The shadowy organization known as the American Legislative Exchange Council (ALEC) has been quiet in recent weeks and we now know why.
Roll Call reports that ALEC has been quietly laying the groundwork for establishing a new partnership with the Republican Study Committee (RSC). The newspaper reports that a meeting will be held next week in Washington, DC at the Heritage Foundation.
The meeting promises to develop an ongoing relationship between ALEC and the RSC that would allow federal lawmakers to exchange ideas with state legislators.
This comes at a time when several major corporations have dumped ALEC since its operating structure has been publicly scrutinized after the controversial Stand Your Ground Laws put a spotlight on the group.
Roll Call reports at least 18 state representatives and six U.S. House representatives are planning to attend. The meeting is for lawmakers only and it has been reported that ALEC’s corporate sponsors won’t attend.
ALEC has pushed legislation across statehouses that have been harmful to fire fighter rights to collectively bargain and proposed other anti-union policies.
ALEC is registered as a public charity, but other organizations assert that it is too entrenched in lobbying efforts and that it shouldn’t be considered as a 501 (c)(3) classification which allows it to keep its tax-exempt status while accepting grants from foundations, corporations and other donors.
In August, General Electric, Western Union, Sprint Nextel, Symantec and Reckitt Benckiser announced they would no longer keep their membership in ALEC.
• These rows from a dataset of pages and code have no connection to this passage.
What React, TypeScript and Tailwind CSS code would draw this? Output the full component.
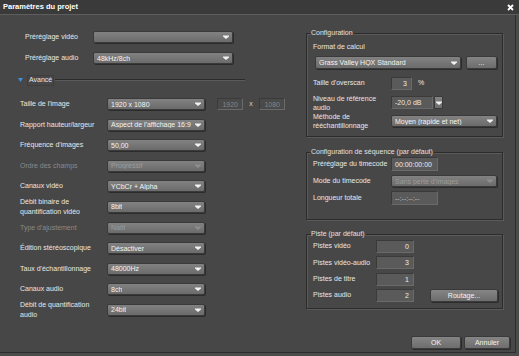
import type { ReactNode } from 'react';

function Arrow({ dim = false }: { dim?: boolean }) {
    return (
        <svg width="6" height="4" viewBox="0 0 6 4" className="shrink-0">
            <path d="M0 0.5H6V1.5L3 4L0 1.5Z" fill={dim ? '#8e8e8e' : '#f2f2f2'} />
        </svg>
    );
}

function Select({ value, className, disabled = false }: { value?: string; className: string; disabled?: boolean }) {
    return (
        <div
            className={`flex items-center justify-between rounded-[2px] border border-[#3a3a3a] bg-gradient-to-b from-[#828282] to-[#6b6b6b] pl-[3px] pr-[3px] shadow-[1px_1px_0_#2c2c2c] ${className} ${disabled ? 'text-[#9c9c9c]' : 'text-[#f4f4f4]'}`}
        >
            <span className="truncate leading-none">{value}</span>
            <Arrow dim={disabled} />
        </div>
    );
}

function Field({ value, className, dim = false }: { value: string; className: string; dim?: boolean }) {
    return (
        <div
            className={`flex items-center justify-end border border-t-[#3a3a3a] border-l-[#3a3a3a] border-r-[#6a6a6a] border-b-[#6a6a6a] pr-[4px] leading-none ${dim ? 'bg-[#4a4a4a] text-[#858585]' : 'bg-[#5a5a5a] text-[#ececec]'} ${className}`}
        >
            {value}
        </div>
    );
}

function Button({ label, className }: { label: string; className: string }) {
    return (
        <div
            className={`flex items-center justify-center rounded-[2px] border border-[#3a3a3a] bg-gradient-to-b from-[#858585] to-[#6d6d6d] text-[#f4f4f4] leading-none shadow-[1px_1px_0_#2c2c2c] ${className}`}
        >
            {label}
        </div>
    );
}

function Row({ label, disabled = false, children }: { label: ReactNode; disabled?: boolean; children: ReactNode }) {
    return (
        <div className="flex h-[12px] items-center">
            <div className={`w-[87px] leading-[10px] ${disabled ? 'text-[#8a8a8a]' : 'text-[#e8e8e8]'}`}>{label}</div>
            {children}
        </div>
    );
}

function Group({ title, className, children }: { title: string; className: string; children: ReactNode }) {
    return (
        <div className={`relative border border-[#2c2c2c] shadow-[1px_1px_0_#5a5a5a,inset_1px_1px_0_#5a5a5a] ${className}`}>
            <span className="absolute left-[4px] top-[-6px] bg-[#474747] pr-[1px] leading-[10px] text-[#e2e2e2]">{title}</span>
            {children}
        </div>
    );
}

export default function App() {
    return (
        <div className="flex h-[356px] w-[519px] flex-col bg-[#4b4b4b] font-['Liberation_Sans',Arial,sans-serif] text-[7px] text-[#e8e8e8]">
            {/* Title bar */}
            <div className="flex h-[15px] shrink-0 items-center justify-between border-b border-[#5e5e5e] bg-[#3a3a3a] pl-[3px] pr-[5px]">
                <span className="text-[7.5px] font-bold text-white">Paramètres du projet</span>
                <svg width="7" height="7" viewBox="0 0 7 7">
                    <path d="M1 1L6 6M6 1L1 6" stroke="#ffffff" strokeWidth="1.8" />
                </svg>
            </div>

            <div className="flex h-[338px] w-[516px] flex-col border-b border-r border-[#2c2c2c] bg-[#474747]">
                <div className="flex h-[305px]">
                    {/* Left column */}
                    <div className="flex w-[306px] flex-col">
                        <div className="mt-[16px] flex flex-col gap-[9px] pl-[25px]">
                            <div className="flex h-[12px] items-center">
                                <span className="w-[68px]">Préréglage vidéo</span>
                                <Select className="h-[12px] w-[140px]" />
                            </div>
                            <div className="flex h-[12px] items-center">
                                <span className="w-[68px]">Préréglage audio</span>
                                <Select value="48kHz/8ch" className="h-[12px] w-[140px]" />
                            </div>
                        </div>

                        <div className="mt-[10px] flex h-[12px] items-center pl-[18px]">
                            <svg width="5" height="4" viewBox="0 0 5 4" className="mr-[4px]">
                                <path d="M0 0H5L2.5 4Z" fill="#3d8fe0" />
                            </svg>
                            <span className="flex h-[11px] items-center border border-[#3e3e3e] px-[1px]">Avancé</span>
                            <div className="ml-[1px] h-[2px] w-[190px] border-b border-t border-b-[#5a5a5a] border-t-[#2c2c2c]" />
                        </div>

                        <div className="mt-[12px] flex flex-col gap-[8.6px] pl-[20px]">
                            <Row label="Taille de l'image">
                                <Select value="1920 x 1080" className="h-[12px] w-[98px]" />
                                <Field value="1920" dim className="ml-[12px] h-[12px] w-[26px]" />
                                <span className="w-[16px] text-center text-[#cfcfcf]">x</span>
                                <Field value="1080" dim className="h-[12px] w-[26px]" />
                            </Row>
                            <Row label="Rapport hauteur/largeur">
                                <Select value="Aspect de l'affichage 16:9" className="h-[12px] w-[98px]" />
                            </Row>
                            <Row label="Fréquence d'images">
                                <Select value="50,00" className="h-[12px] w-[98px]" />
                            </Row>
                            <Row label="Ordre des champs" disabled>
                                <Select value="Progressif" disabled className="h-[12px] w-[98px]" />
                            </Row>
                            <Row label="Canaux vidéo">
                                <Select value="YCbCr + Alpha" className="h-[12px] w-[98px]" />
                            </Row>
                            <Row label={<>Débit binaire de<br />quantification vidéo</>}>
                                <Select value="8bit" className="h-[12px] w-[98px]" />
                            </Row>
                            <Row label="Type d'ajustement" disabled>
                                <Select value="Natif" disabled className="h-[12px] w-[98px]" />
                            </Row>
                            <Row label="Édition stéréoscopique">
                                <Select value="Désactiver" className="h-[12px] w-[98px]" />
                            </Row>
                            <Row label="Taux d'échantillonnage">
                                <Select value="48000Hz" className="h-[12px] w-[98px]" />
                            </Row>
                            <Row label="Canaux audio">
                                <Select value="8ch" className="h-[12px] w-[98px]" />
                            </Row>
                            <Row label={<>Débit de quantification<br />audio</>}>
                                <Select value="24bit" className="h-[12px] w-[98px]" />
                            </Row>
                        </div>
                    </div>

                    {/* Right column */}
                    <div className="flex w-[197px] flex-col">
                        <Group title="Configuration" className="mt-[18px] flex h-[104px] flex-col pl-[6px] pt-[8px]">
                            <span className="h-[10px] leading-[10px]">Format de calcul</span>
                            <div className="mt-[4px] flex items-center pl-[2px]">
                                <Select value="Grass Valley HQX Standard" className="h-[13px] w-[146px]" />
                                <Button label="..." className="ml-[5px] h-[13px] w-[31px]" />
                            </div>
                            <div className="mt-[8px] flex h-[13px] items-center">
                                <span className="w-[78px]">Taille d'overscan</span>
                                <Field value="3" className="h-[13px] w-[21px]" />
                                <span className="ml-[6px]">%</span>
                            </div>
                            <div className="mt-[6px] flex h-[13px] items-center">
                                <span className="w-[78px] leading-[9px]">Niveau de référence<br />audio</span>
                                <div className="flex h-[13px] w-[42px] items-center border border-t-[#3a3a3a] border-l-[#3a3a3a] border-r-[#6a6a6a] border-b-[#6a6a6a] bg-[#5a5a5a] pl-[3px] leading-none">-20,0 dB</div>
                                <div className="ml-[1px] flex h-[13px] w-[9px] items-center justify-center rounded-[1px] border border-[#3a3a3a] bg-gradient-to-b from-[#858585] to-[#6d6d6d]">
                                    <Arrow />
                                </div>
                            </div>
                            <div className="mt-[6px] flex h-[12px] items-center">
                                <span className="w-[78px] leading-[9px]">Méthode de<br />rééchantillonnage</span>
                                <Select value="Moyen (rapide et net)" className="h-[12px] w-[106px]" />
                            </div>
                        </Group>

                        <Group title="Configuration de séquence (par défaut)" className="mt-[15px] flex h-[68px] flex-col gap-[4px] pl-[6px] pt-[4px]">
                            <div className="flex h-[14px] items-center">
                                <span className="w-[78px]">Préréglage du timecode</span>
                                <Field value="00:00:00:00" className="h-[14px] w-[47px] !justify-start pl-[3px]" />
                            </div>
                            <div className="flex h-[12px] items-center">
                                <span className="w-[78px]">Mode du timecode</span>
                                <Select value="Sans perte d'images" disabled className="h-[12px] w-[106px]" />
                            </div>
                            <div className="flex h-[14px] items-center">
                                <span className="w-[78px]">Longueur totale</span>
                                <Field value="--:--:--:--" className="h-[14px] w-[47px] !justify-start pl-[3px] !text-[#bdbdbd]" />
                            </div>
                        </Group>

                        <Group title="Piste (par défaut)" className="mt-[14px] flex h-[75px] flex-col gap-[3.3px] pl-[6px] pt-[5px]">
                            <div className="flex h-[13px] items-center">
                                <span className="w-[63px]">Pistes vidéo</span>
                                <Field value="0" className="h-[13px] w-[38px]" />
                            </div>
                            <div className="flex h-[13px] items-center">
                                <span className="w-[63px]">Pistes vidéo-audio</span>
                                <Field value="3" className="h-[13px] w-[38px]" />
                            </div>
                            <div className="flex h-[13px] items-center">
                                <span className="w-[63px]">Pistes de titre</span>
                                <Field value="1" className="h-[13px] w-[38px]" />
                            </div>
                            <div className="flex h-[13px] items-center">
                                <span className="w-[63px]">Pistes audio</span>
                                <Field value="2" className="h-[13px] w-[38px]" />
                                <Button label="Routage..." className="ml-[16px] h-[13px] w-[68px]" />
                            </div>
                        </Group>
                    </div>
                </div>

                {/* Footer */}
                <div className="mt-[16px] flex h-[13px] justify-end gap-[3px] pr-[5px]">
                    <Button label="OK" className="h-[13px] w-[50px]" />
                    <Button label="Annuler" className="h-[13px] w-[46px]" />
                </div>
            </div>
        </div>
    );
}
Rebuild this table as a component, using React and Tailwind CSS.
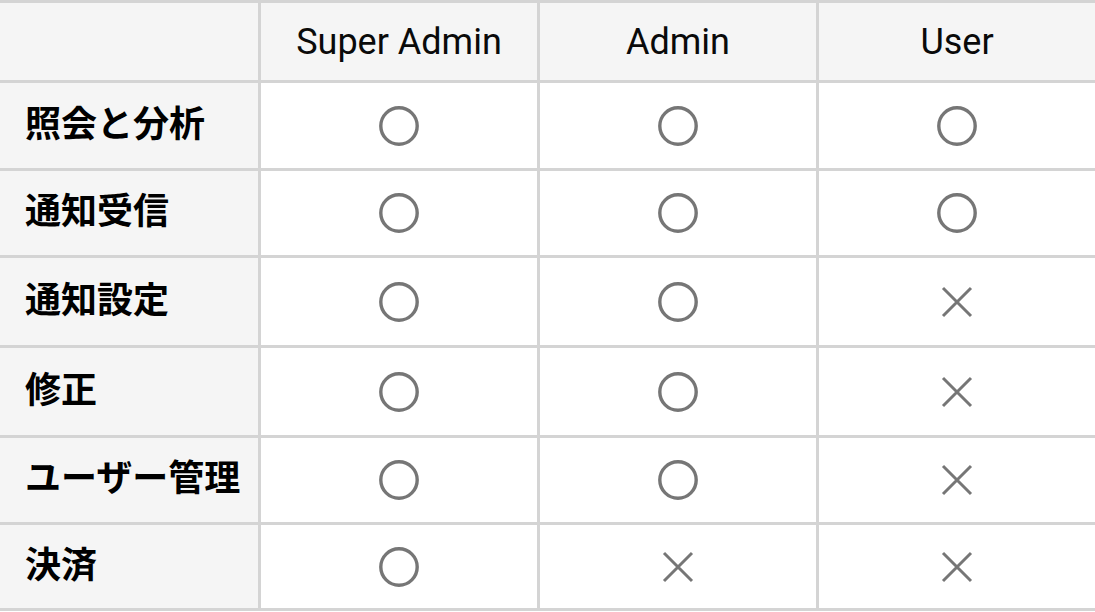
import React from 'react';

const roles = ['Super Admin', 'Admin', 'User'];

const rows = [
  { label: '照会と分析', perms: [true, true, true] },
  { label: '通知受信', perms: [true, true, true] },
  { label: '通知設定', perms: [true, true, false] },
  { label: '修正', perms: [true, true, false] },
  { label: 'ユーザー管理', perms: [true, true, false] },
  { label: '決済', perms: [true, false, false] },
];

function Yes() {
  return (
    <svg width="42" height="42" viewBox="0 0 42 42">
      <circle cx="21" cy="21" r="18.2" fill="none" stroke="#767676" strokeWidth="3.4" />
    </svg>
  );
}

function No() {
  return (
    <svg width="34" height="34" viewBox="0 0 34 34">
      <path d="M3 3 L31 31 M31 3 L3 31" stroke="#767676" strokeWidth="3" fill="none" />
    </svg>
  );
}

export default function App() {
  return (
    <div className="w-[1095px] h-[612px] bg-white overflow-hidden">
      <div className="grid grid-cols-[258px_276px_276px_276px] grid-rows-[77px_85px_84px_87px_87px_84px_83px] gap-[3px] pt-[3px] pb-[3px] bg-[#d4d4d4]">
        <div className="bg-[#f5f5f5]" />
        {roles.map((r) => (
          <div
            key={r}
            className="bg-[#f5f5f5] flex items-center justify-center text-[36px] leading-none text-[#0a0a0a] font-['Roboto',sans-serif]"
          >
            {r}
          </div>
        ))}
        {rows.map((row) => (
          <React.Fragment key={row.label}>
            <div className="bg-[#f5f5f5] flex items-center pl-[25px] pb-[10px] text-[36px] leading-none font-bold text-black font-['Noto_Sans_CJK_JP',sans-serif]">
              {row.label}
            </div>
            {row.perms.map((p, i) => (
              <div key={i} className="bg-white flex items-center justify-center">
                {p ? <Yes /> : <No />}
              </div>
            ))}
          </React.Fragment>
        ))}
      </div>
    </div>
  );
}
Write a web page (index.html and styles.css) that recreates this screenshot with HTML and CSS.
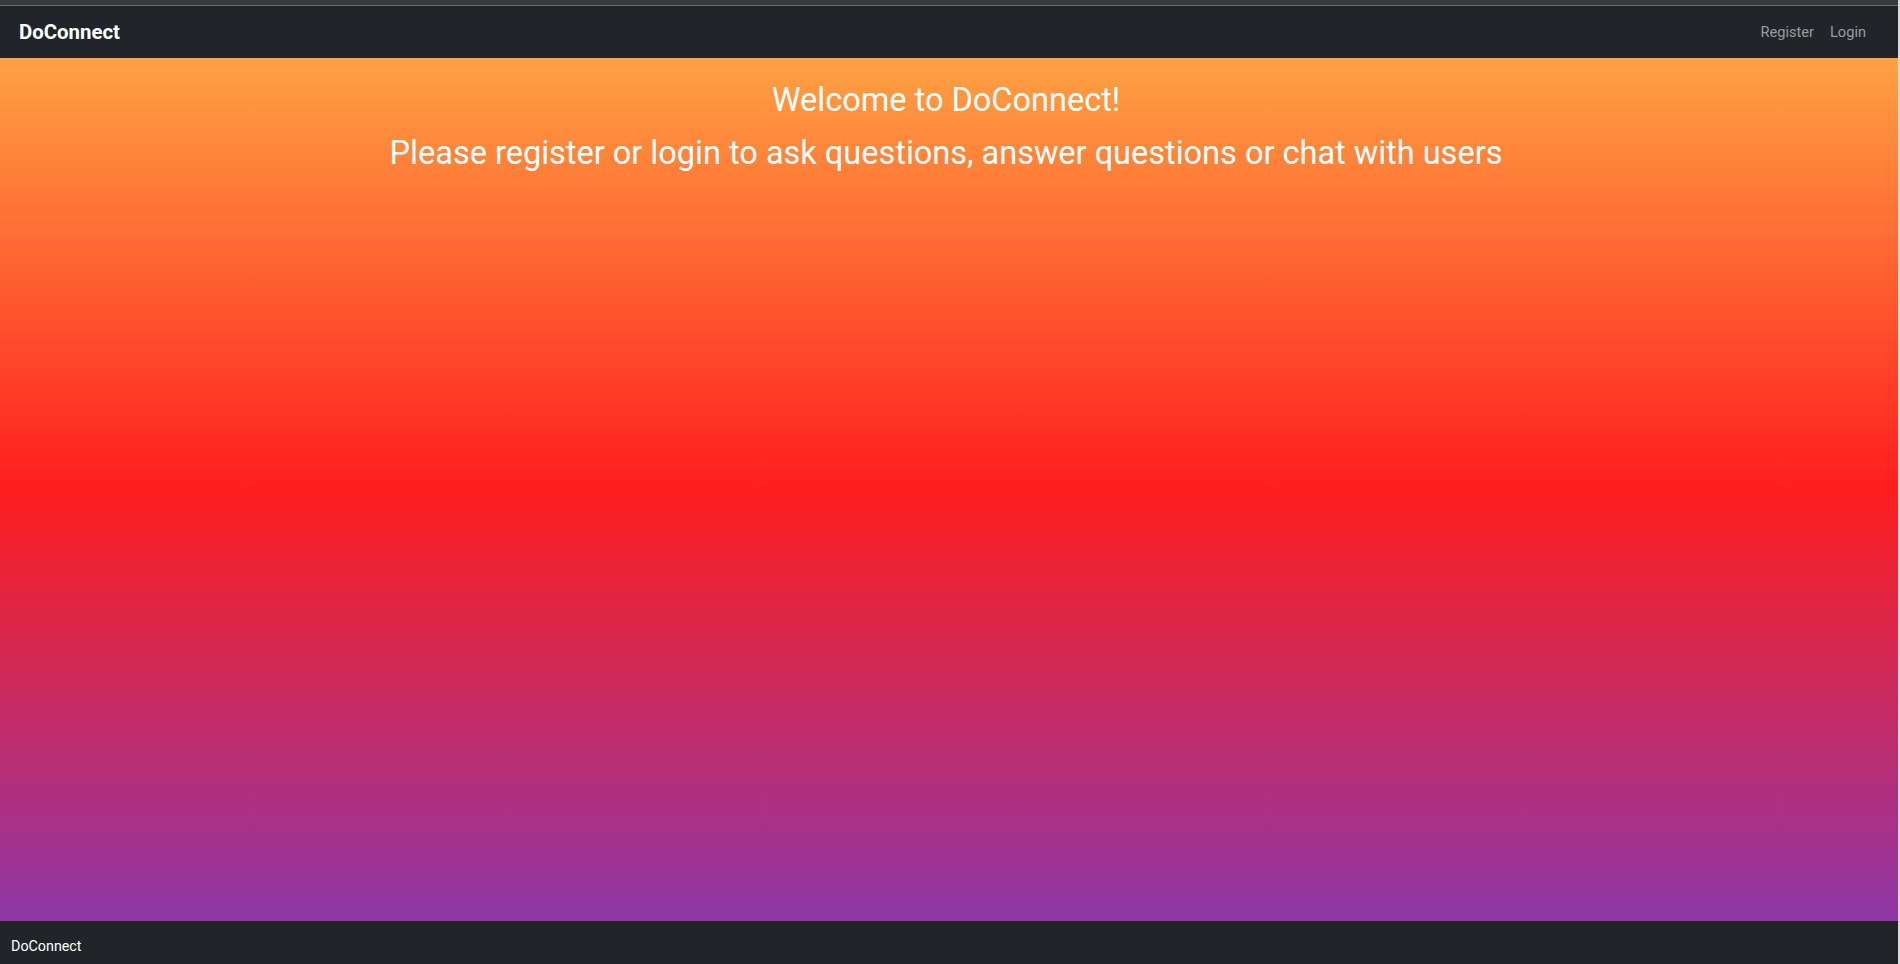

They join a long list of corporate sponsors who have broken ties with the organization:
Amgen, General Motors, Walgreens, Hewlett-Packard, CVS Caremark, Deere & Co., Miller, Coors, Best Buy, Wal-Mart, Coca-Cola, PepsiCo, Kraft Foods, the Bill and Melinda Gates Foundation, Kaplan, McDonald’s, Wendy’s, Blue Cross Blue Shield, Mars, Inc., Intuit, Proctor & Gamble, Reed Elsevier, America Traffic Solutions, Louis Dreyfus Commodities, Amgen Inc. , Entergy Corporation, Arizona Public Services and the National Board for Professional Teaching Standards.